= Maulaheri Jats =

Maulaheri Jats is a family of Jats (Panwar gotra) that derives its name from the village of Maulaheri, situated on the banks of the Hindon River, in the district of Muzaffarnagar in western Uttar Pradesh. The Maulaheri Jats were the most prominent family of Jat landlords in western Uttar Pradesh. To quote The Imperial Gazetteer of India 1901- Gazetteer of Muzaffarnagar, "The chief Jat landholder in the district is Chaudhri Ghasiram, the son of Chaudhri Jawahir Singh of Maulaheri in tahsil Muzaffarnagar. He is the head of the great family of Maulaheri Jats, and owns twelve villages, paying a revenue of Rs. 9736. Of these six lie in Baghra, three in Muzaffarnagar, two in Khatauli and one in Bhuma Sambalhera."

==Study extract==
A famous book by Eric Stocks The Peasant and the Raj: Studies in Agrarian Society and Peasant Rebellion in Colonial India which was published by Press Syndicate of the University of Cambridge in 1978, chapter 7 "Rural revolt in the Great Rebellion of 1857 in India" explains:

On the eastern side of Muzaffarnagar district, not merely were the Jats generally a prospering caste, for whom the opening of the majestic Ganges Canal in April 1854 offered splendid prospects, but in the wealthy Jat family of Maulaheri in Muzaffarnagar pargana a new magnate element is evident. By Cadelli's time the family were substantial landholders in Muzaffarnagar and Khatauli, owning altogether some 6000 acre in the Ganges Canal Tract.

==1857 mutiny==
The family took active part in the 1857 mutiny and the same has been established form government website. An extract explains:

Ghasi Ram, the leading jat zamindars of the place, was chiefly instrumental in stopping Colonel Burn's supplies and otherwise annoying his forces.

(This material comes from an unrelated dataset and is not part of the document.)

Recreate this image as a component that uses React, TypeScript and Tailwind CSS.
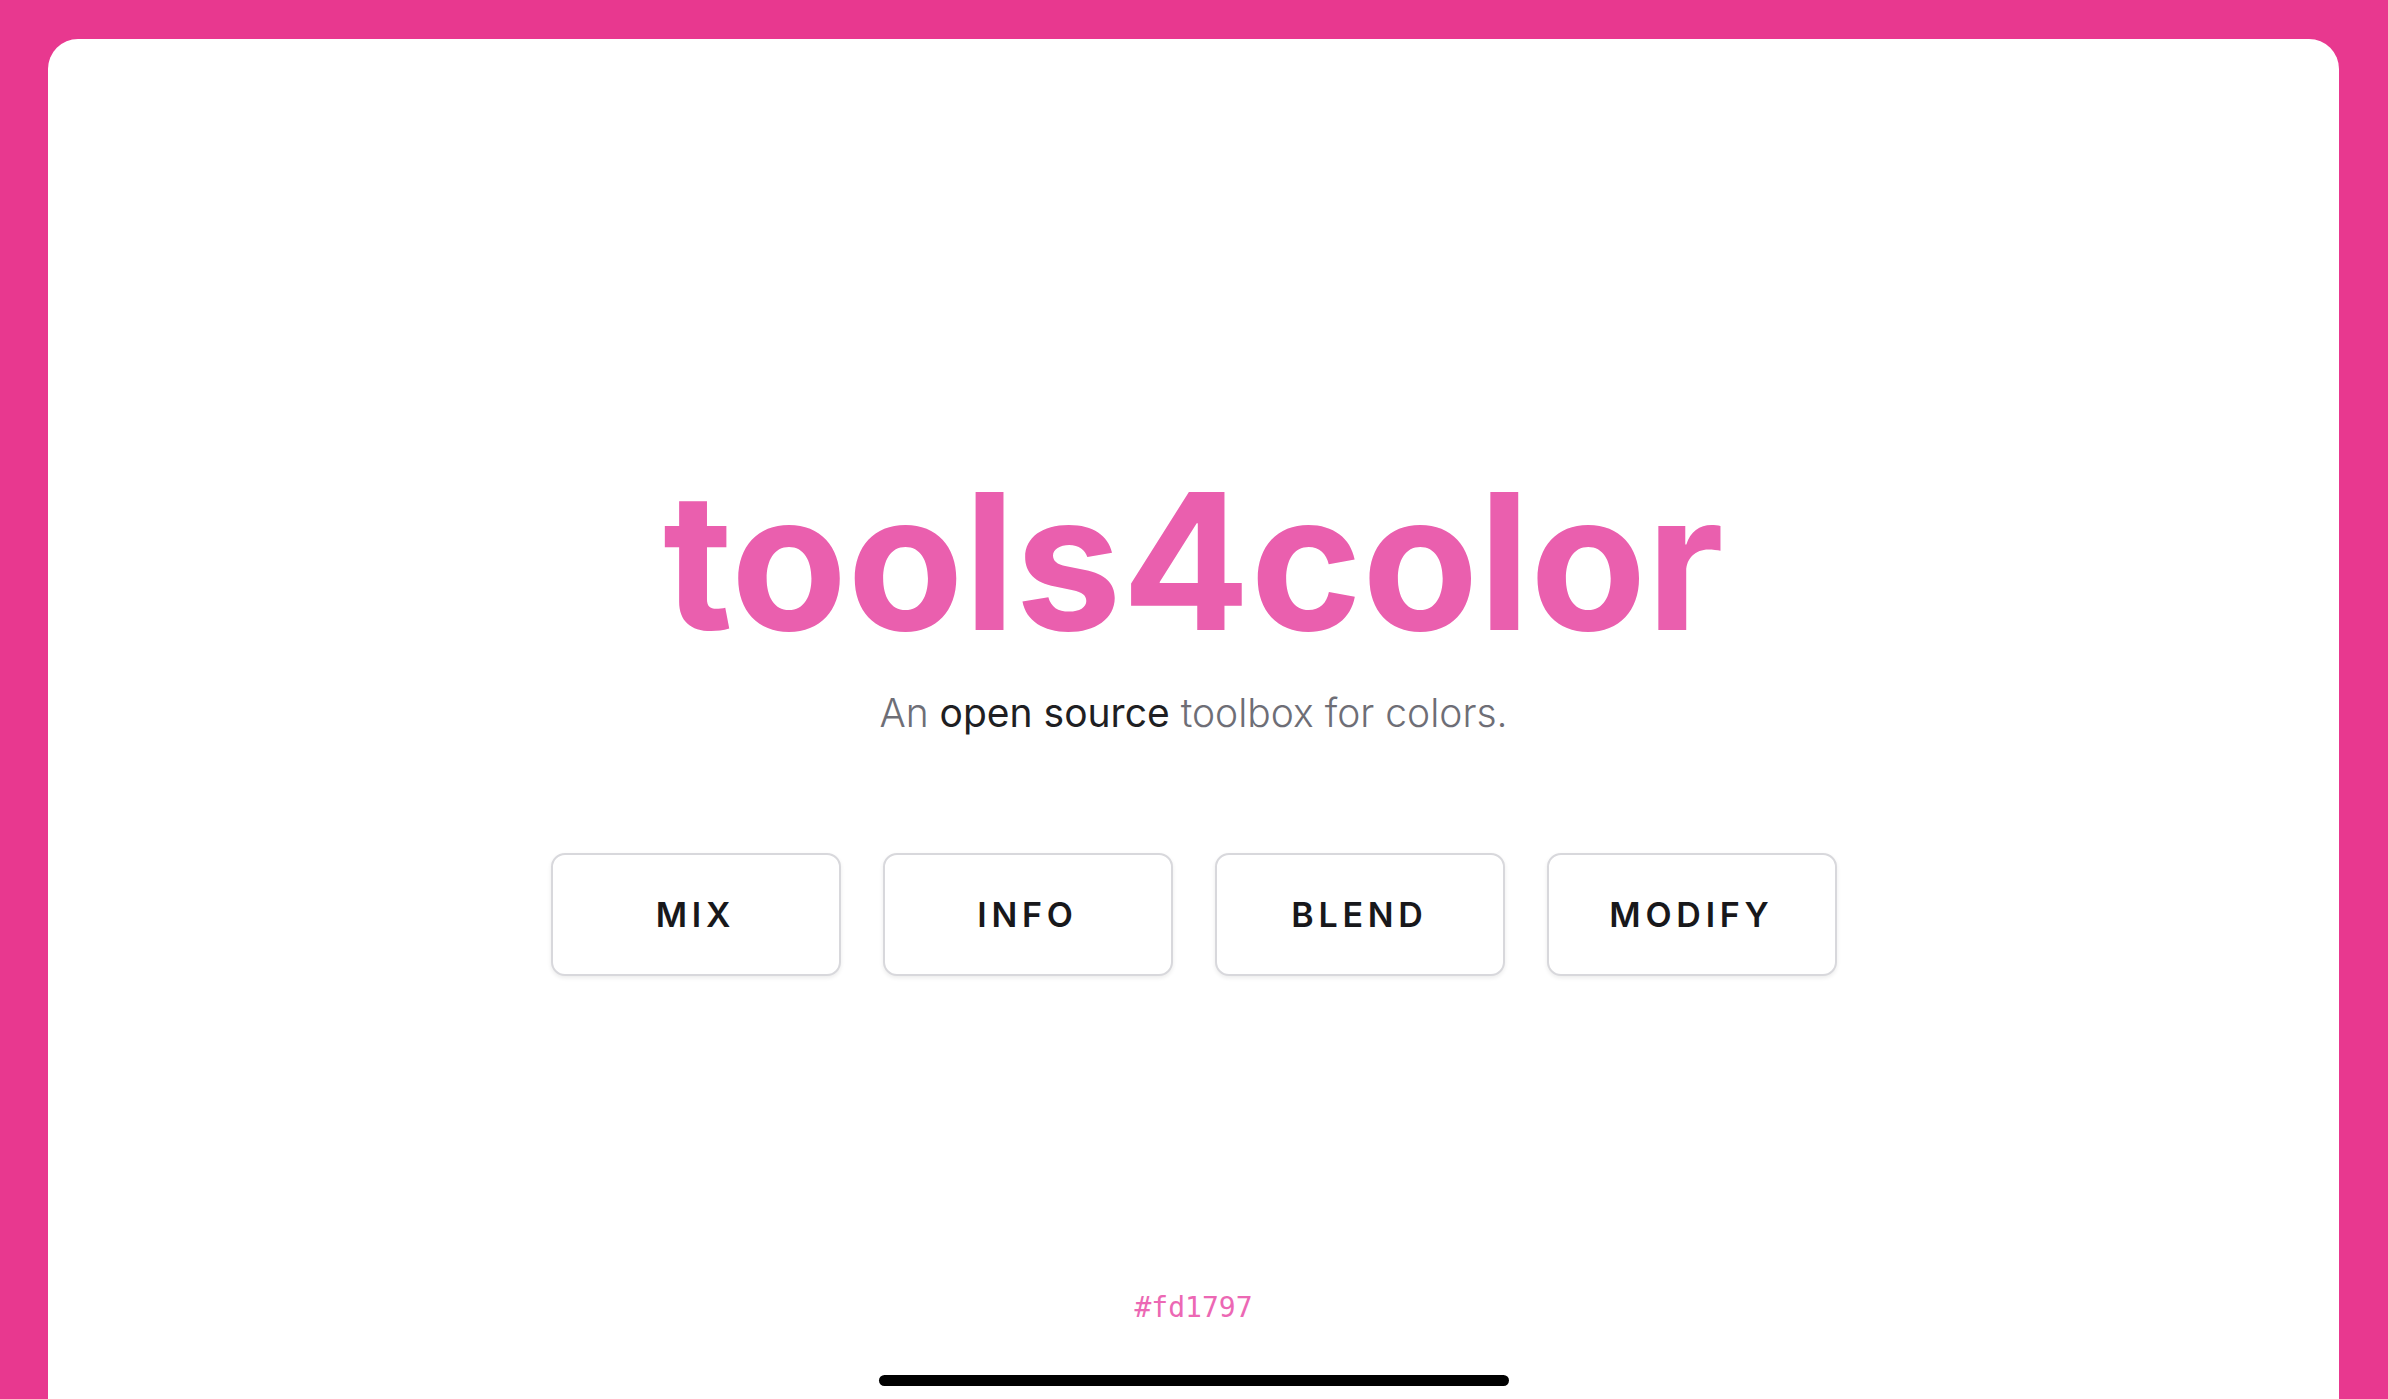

His son, Mohar Singh, following in the paternal footsteps, was consequently hanged on account of similar achievements during the year 1857. The British commander permitted his troops to burn the town as a punitive measure.

Receiving practically no support from the local inhabitants, the British force was exposed to Maratha onslaughts. Ghasi Ram, the Jat zamindar of Shamli, played an important role as an ally of the Marathas, impeding supplies to the British force.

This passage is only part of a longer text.